DOI: 10.1093/9780197803547.001.0001 ISSN:

A Universe of Earths

Dennis Danielson, Christopher M Graney

Abstract

Planet Earth. The phrase trips lightly from our tongues. Yet planet Earth has been a concept for a mere fraction of recorded history. Until the mid-1600s, most humans thought of Earth as, well, just Earth—immobile, not (like the planets) participating in what Galileo called “the dance of the stars.” A Universe of Earths recounts how that all changed, and how the change augmented and enriched our understanding of where Earth and its inhabitants are in the Universe, how we fit into the Big Picture of the Cosmos. But almost as soon as humans started to grasp that Earth is a planet, many began wondering if perhaps the other planets might be earths. This bold conjecture ignited the whole history and literature of space travel, of extraterrestrials, of other worlds. Yet the thesis that the Universe is full of other worlds like our Earth has from the start been fueled much more by imagination than by evidence. For all its appeal, it has always been undermined by observations of the actual Universe.
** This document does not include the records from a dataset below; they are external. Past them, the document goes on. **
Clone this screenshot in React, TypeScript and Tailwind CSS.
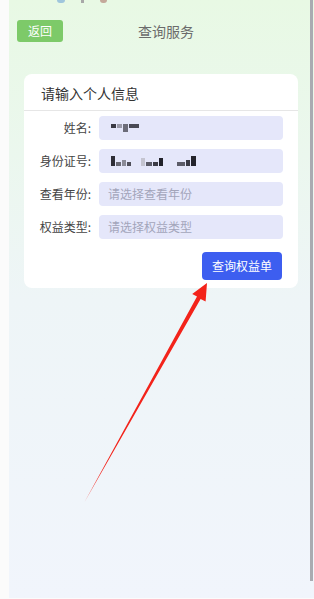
import React from "react"

type Field = {
  label: string
  value?: "name" | "id"
  placeholder?: string
}

const fields: Field[] = [
  { label: "姓名:", value: "name" },
  { label: "身份证号:", value: "id" },
  { label: "查看年份:", placeholder: "请选择查看年份" },
  { label: "权益类型:", placeholder: "请选择权益类型" },
]

// pixelated blur blocks standing in for masked personal data
function Masked({ kind }: { kind: "name" | "id" }) {
  if (kind === "name") {
    return (
      <div className="flex items-start gap-[1px] ml-[12px]">
        <span className="w-[5px] h-[4px] bg-[#3a3a44]" />
        <span className="w-[5px] h-[4px] bg-[#9a9aa8]" />
        <span className="w-[5px] h-[8px] bg-[#6c6c78]" />
        <span className="w-[10px] h-[4px] bg-[#4a4a55]" />
      </div>
    )
  }
  return (
    <div className="flex items-end gap-[1px] ml-[12px]">
      <span className="w-[4px] h-[10px] bg-[#2e2e36]" />
      <span className="w-[5px] h-[4px] bg-[#6a6a74]" />
      <span className="w-[4px] h-[6px] bg-[#8a8a96]" />
      <span className="w-[4px] h-[4px] bg-[#50505a]" />
      <span className="w-[8px]" />
      <span className="w-[4px] h-[8px] bg-[#c4c4d0]" />
      <span className="w-[6px] h-[4px] bg-[#5a5a66]" />
      <span className="w-[5px] h-[4px] bg-[#3c3c46]" />
      <span className="w-[4px] h-[8px] bg-[#22222a]" />
      <span className="w-[12px]" />
      <span className="w-[8px] h-[4px] bg-[#5c5c68]" />
      <span className="w-[4px] h-[6px] bg-[#3a3a44]" />
      <span className="w-[5px] h-[10px] bg-[#24242c]" />
    </div>
  )
}

export default function App() {
  return (
    <div
      className="relative w-[314px] h-[599px] flex bg-[#fbfbfb] overflow-hidden"
      style={{ fontFamily: '"Noto Sans CJK SC", "Noto Sans", sans-serif' }}
    >
      <div className="w-[9px] shrink-0" />

      <div className="flex-1 h-[598px] bg-gradient-to-b from-[#e8f9e4] via-[#eef5f7] to-[#f1f5fc]">
        {/* cut-off status icons */}
        <div className="flex items-start h-[3px] pl-[48px] gap-[16px]">
          <span className="w-[8px] h-[3px] rounded-b bg-[#9fc6dc]" />
          <span className="w-[3px] h-[3px] bg-[#a8a8a8]" />
          <span className="w-[7px] h-[3px] rounded-b bg-[#c4a99a]" />
        </div>

        <div className="flex items-center mt-[17px] pl-[8px]">
          <button className="w-[46px] h-[22px] rounded-[3px] bg-[#7dca69] text-white text-[12px] leading-none">
            返回
          </button>
          <div className="ml-[75px] text-[14px] text-[#6b6b6b]">查询服务</div>
        </div>

        <div className="ml-[15px] mt-[32px] w-[274px] bg-white rounded-[8px]">
          <div className="h-[37px] flex items-center pl-[17px] pt-[2px] text-[14px] text-[#333] border-b border-[#e6e6e6]">
            请输入个人信息
          </div>

          <div className="flex flex-col gap-[9px] pt-[5px]">
            {fields.map((f) => (
              <div key={f.label} className="flex items-center">
                <div className="w-[67px] text-right text-[12px] text-[#444]">{f.label}</div>
                <div className="ml-[8px] w-[184px] h-[24px] rounded-[4px] bg-[#e5e7fa] flex items-center">
                  {f.value ? (
                    <Masked kind={f.value} />
                  ) : (
                    <span className="ml-[9px] text-[12px] text-[#a3a5ba]">{f.placeholder}</span>
                  )}
                </div>
              </div>
            ))}
          </div>

          <div className="flex justify-end pr-[16px] pt-[13px] pb-[8px]">
            <button className="w-[80px] h-[28px] rounded-[4px] bg-[#3d5ef0] text-white text-[12px]">
              查询权益单
            </button>
          </div>
        </div>
      </div>

      {/* scrollbar */}
      <div className="absolute right-[1px] top-0 w-[3px] h-[581px] bg-[#a9abb1]" />

      {/* annotation arrow */}
      <svg className="absolute left-0 top-0 pointer-events-none" width="314" height="599">
        <polygon
          points="84,503 200.6,299 205.6,301.5 207,283 192.2,294 197,296.6"
          fill="#f3231a"
        />
      </svg>
    </div>
  )
}
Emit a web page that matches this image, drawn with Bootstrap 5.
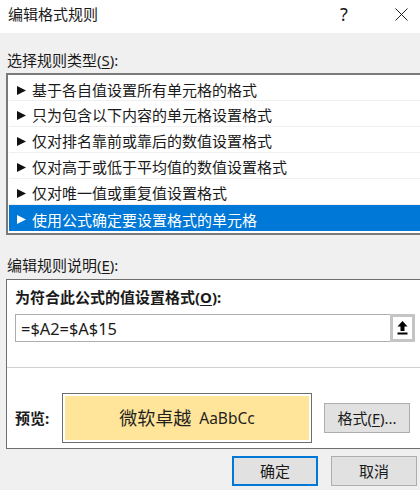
<!DOCTYPE html>
<html lang="zh-CN">
<head>
    <meta charset="UTF-8">
    <meta name="viewport" content="width=device-width, initial-scale=1.0">
    <title>编辑格式规则</title>
    <link href="https://cdn.jsdelivr.net/npm/bootstrap@5.3.0/dist/css/bootstrap.min.css" rel="stylesheet">
    <script src="https://cdn.jsdelivr.net/npm/bootstrap@5.3.0/dist/js/bootstrap.bundle.min.js"></script>
    <style>
        html, body { height: 100%; overflow: hidden; }
        body { background: #f0f0f0; color: #1a1a1a; font: 15px/20px "Noto Sans", "Noto Sans CJK SC", sans-serif; }
        u { text-underline-offset: 2px; }
        .title-bar { height: 33px; padding: 0 0 5px 8px; background: #fff; }
        .help-btn { width: 38px; margin-right: 19px; font-size: 18px; }
        .close-btn { width: 38px; }
        .dlg-label { padding-left: 7px; height: 20px; }
        .rule-label { margin-top: 17px; margin-bottom: 3px; }
        .rule-box { margin: 0 -4px 0 6px; padding: 2px 0 2px 1px; background: #fff; border: 2px solid #7a7a7a; }
        .rule-item { height: 26px; padding: 3px 0 0 8px; gap: 6px; border-bottom: 1px solid #f0f0f0; }
        .rule-item:first-child { height: 24px; }
        .rule-item.chosen { background: #0078d7; color: #fff; border-bottom: 0; }
        .rule-item svg { flex: none; }
        .desc-label { margin-top: 20px; margin-bottom: 4px; }
        .desc-panel { height: 170px; margin: 0 -4px 0 6px; background: #fff; border: 1px solid #6e6e6e; }
        .desc-title { height: 34px; padding: 7px 0 0 8px; font-weight: 700; }
        .formula-row { height: 28px; margin: 0 8px; border: 1px solid #adadad; }
        .formula-text { padding: 1px 0 0 5px; font-size: 16.4px; }
        .pick-btn { width: 25px; border: 3px solid #c4c4c4; background: #fff; margin: -1px -1px -1px 0; }
        .panel-line { height: 1px; margin-top: 25px; background: #cfcfcf; }
        .preview-row { margin-top: 25px; padding: 0 8px; }
        .preview-name { width: 47px; font-weight: 700; }
        .preview-frame { width: 250px; height: 50px; padding: 2px; border: 1px solid #6e6e6e; }
        .preview-fill { background: #ffe599; gap: 8px; color: #1f1f1f; }
        .preview-cn { font-size: 18px; }
        .preview-en { font-size: 15.5px; }
        .win-btn { width: 86px; height: 30px; padding: 0; background: #e1e1e1; border: 1px solid #adadad; border-radius: 0; color: #1a1a1a; font-size: 15px; line-height: 20px; }
        .win-btn.default-btn { border: 2px solid #0078d7; }
        .format-btn { margin-left: 12px; }
        .foot-row { gap: 13px; margin: 7px 3px 0 0; }
    </style>
</head>
<body>

<!-- Title bar -->
<div class="title-bar d-flex align-items-center justify-content-between">
    <span>编辑格式规则</span>
    <div class="d-flex align-items-center">
        <span class="help-btn text-center">?</span>
        <span class="close-btn d-flex justify-content-center">
            <svg width="13" height="13" viewBox="0 0 13 13"><path d="M0.5 0.5L12.5 12.5M12.5 0.5L0.5 12.5" stroke="#222" fill="none"/></svg>
        </span>
    </div>
</div>

<!-- Rule types -->
<div class="dlg-label rule-label">选择规则类型(<u>S</u>):</div>
<div class="rule-box">
    <div class="rule-item d-flex align-items-center"><svg width="9" height="9" viewBox="0 0 9 9"><path d="M0 0L9 4.5L0 9Z" fill="#111"/></svg><span>基于各自值设置所有单元格的格式</span></div>
    <div class="rule-item d-flex align-items-center"><svg width="9" height="9" viewBox="0 0 9 9"><path d="M0 0L9 4.5L0 9Z" fill="#111"/></svg><span>只为包含以下内容的单元格设置格式</span></div>
    <div class="rule-item d-flex align-items-center"><svg width="9" height="9" viewBox="0 0 9 9"><path d="M0 0L9 4.5L0 9Z" fill="#111"/></svg><span>仅对排名靠前或靠后的数值设置格式</span></div>
    <div class="rule-item d-flex align-items-center"><svg width="9" height="9" viewBox="0 0 9 9"><path d="M0 0L9 4.5L0 9Z" fill="#111"/></svg><span>仅对高于或低于平均值的数值设置格式</span></div>
    <div class="rule-item d-flex align-items-center"><svg width="9" height="9" viewBox="0 0 9 9"><path d="M0 0L9 4.5L0 9Z" fill="#111"/></svg><span>仅对唯一值或重复值设置格式</span></div>
    <div class="rule-item chosen d-flex align-items-center"><svg width="9" height="9" viewBox="0 0 9 9"><path d="M0 0L9 4.5L0 9Z" fill="#fff"/></svg><span>使用公式确定要设置格式的单元格</span></div>
</div>

<!-- Rule description -->
<div class="dlg-label desc-label">编辑规则说明(<u>E</u>):</div>
<div class="desc-panel">
    <div class="desc-title">为符合此公式的值设置格式(<u>O</u>):</div>
    <div class="formula-row d-flex">
        <div class="formula-text flex-grow-1 d-flex align-items-center">=$A2=$A$15</div>
        <div class="pick-btn d-flex align-items-center justify-content-center">
            <svg width="11" height="14" viewBox="0 0 11 14"><path d="M5.5 0L10.5 5.5H7.5V10H3.5V5.5H0.5Z" fill="#000"/><rect x="0.5" y="11.5" width="10" height="2" fill="#000"/></svg>
        </div>
    </div>
    <div class="panel-line"></div>
    <div class="preview-row d-flex align-items-center">
        <div class="preview-name">预览:</div>
        <div class="preview-frame">
            <div class="preview-fill h-100 d-flex align-items-center justify-content-center">
                <span class="preview-cn">微软卓越</span><span class="preview-en">AaBbCc</span>
            </div>
        </div>
        <button type="button" class="btn win-btn format-btn">格式(<u>F</u>)...</button>
    </div>
</div>

<div class="foot-row d-flex justify-content-end">
    <button type="button" class="btn win-btn default-btn">确定</button>
    <button type="button" class="btn win-btn">取消</button>
</div>

</body>
</html>
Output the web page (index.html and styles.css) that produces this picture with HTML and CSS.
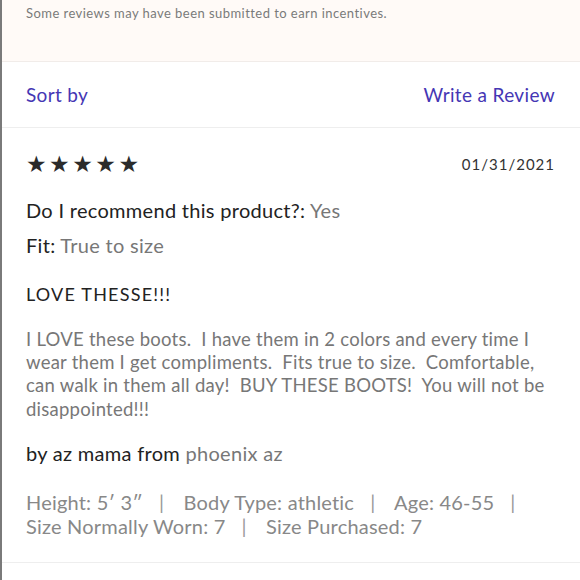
FILE: index.html
```html
<!DOCTYPE html>
<html>
<head>
<meta charset="utf-8">
<link rel="stylesheet" href="styles.css">
</head>
<body>
<div class="page">
  <div class="notice">Some reviews may have been submitted to earn incentives.</div>
  <div class="toolbar">
    <a class="link">Sort by</a>
    <a class="link">Write a Review</a>
  </div>
  <div class="review">
    <div class="review-head">
      <div class="stars">★★★★★</div>
      <div class="date">01/31/2021</div>
    </div>
    <div class="attr attr-rec"><span class="label">Do I recommend this product?:</span> <span class="value">Yes</span></div>
    <div class="attr attr-fit"><span class="label">Fit:</span> <span class="value">True to size</span></div>
    <div class="title">LOVE THESSE!!!</div>
    <p class="body">I LOVE these boots.&nbsp; I have them in 2 colors and every time I wear them I get compliments.&nbsp; Fits true to size.&nbsp; Comfortable, can walk in them all day!&nbsp; BUY THESE BOOTS!&nbsp; You will not be disappointed!!!</p>
    <div class="author"><span class="label">by az mama from</span> <span class="value">phoenix az</span></div>
    <div class="meta"><span class="item">Height: 5′ 3″<span class="sep">|</span></span> <span class="item">Body Type: athletic<span class="sep">|</span></span> <span class="item">Age: 46-55<span class="sep">|</span></span> <span class="item">Size Normally Worn: 7<span class="sep">|</span></span> <span class="item">Size Purchased: 7</span></div>
  </div>
</div>
</body>
</html>
```
FILE: styles.css
```css
html, body {
  margin: 0;
  padding: 0;
  background: #fff;
}
.page {
  width: 578px;
  height: 580px;
  border-left: 2px solid #7a7a7a;
  font-family: "Lato", "Liberation Sans", sans-serif;
  overflow: hidden;
}
.notice {
  background: #fffaf7;
  height: 62px;
  padding: 5px 0 0 24px;
  box-sizing: border-box;
  font-size: 13px;
  letter-spacing: 0.45px;
  color: #7a7a7a;
  border-bottom: 1px solid #f1ece9;
}
.toolbar {
  display: flex;
  justify-content: space-between;
  align-items: center;
  height: 65px;
  padding: 0 25px 0 24px;
  border-bottom: 1px solid #eeeeee;
}
.link {
  color: #4536b4;
  font-size: 19px;
  letter-spacing: 0.35px;
}
.review {
  padding: 0 25px 0 24px;
  height: 434px;
  border-bottom: 1px solid #eeeeee;
}
.review-head {
  display: flex;
  justify-content: space-between;
  align-items: center;
  height: 72px;
}
.stars {
  font-family: "DejaVu Sans", sans-serif;
  font-size: 23px;
  letter-spacing: 2.5px;
  color: #2b2b2b;
}
.date {
  font-size: 15px;
  letter-spacing: 1px;
  color: #333;
}
.attr, .author {
  font-size: 20px;
  letter-spacing: 0.3px;
}
.label {
  color: #222;
}
.value {
  color: #777;
}
.attr-rec {
  margin-top: -3px;
  line-height: 26px;
}
.attr-fit {
  margin-top: 9px;
  line-height: 26px;
}
.title {
  margin-top: 24px;
  font-size: 18px;
  letter-spacing: 1.2px;
  line-height: 24px;
  color: #222;
}
.body {
  margin: 22px 0 0;
  font-size: 18.5px;
  letter-spacing: 0.25px;
  line-height: 23.2px;
  color: #777;
}
.author {
  margin-top: 19px;
  line-height: 26px;
}
.meta {
  margin-top: 24px;
  font-size: 20px;
  letter-spacing: 0.2px;
  line-height: 24px;
  color: #888;
}
.item {
  white-space: nowrap;
}
.sep {
  margin: 0 14px 0 16px;
  color: #999;
}
```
A Universe of Earths offers a surprising alternative to that “many worlds” tale, one that releases humans from the pre-Copernican view of Earth as low, lowly, dark, a cosmic sump—as well as from the persistent modern aspersion of Earth as cosmically ordinary, “mediocre.” Instead, the true Copernican picture offers the bracing realization that Earth is, in the classical sense, a star, a dynamically wandering one, and a bright, maybe even peerless participant in the dance of the stars.